Plaintiff introduced two real estate agents who possessed wide experience in dealing and handling the same *Page 474 character of propositions, as well as real estate generally. One of them testified that the services of plaintiff were worth as much as 10% of the purchase price of the property, which was the amount he sought to recover. The other one fixed the value of his services at from $2,000.00 to $2,500.00. No one denied the values so fixed, since neither plaintiff testified thereon, nor did he introduce any witness upon that issue. We are, therefore, called upon by counsel for appellant to utterly discard and ignore all the testimony in the case and to grope around in the dark to find out the actual facts upon a proposition about which we have no judicial knowledge and but little personal knowledge.

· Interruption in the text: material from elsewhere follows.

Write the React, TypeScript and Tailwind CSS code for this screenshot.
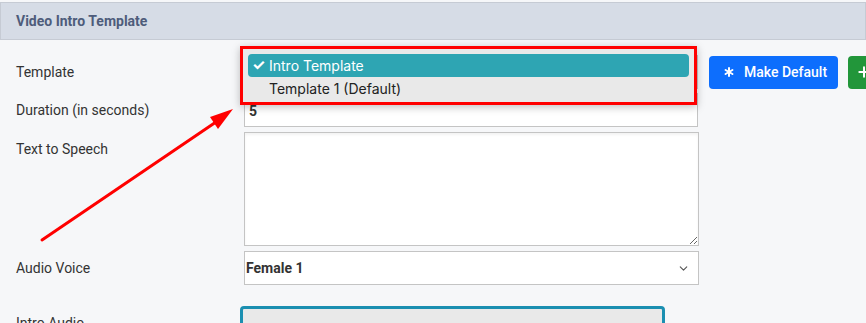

No rule of practice known to us authorizes such a course on our part unless, perhaps, the matters involved are so universally known as to afford us judicial knowledge that is so convincing of the error as to make it at once patent. This case does not come within the latter class, and we are constrained to hold that we are without authority to sustain this contention.
There being nothing found in the record authorizing our interference with the judgment, it is accordingly affirmed.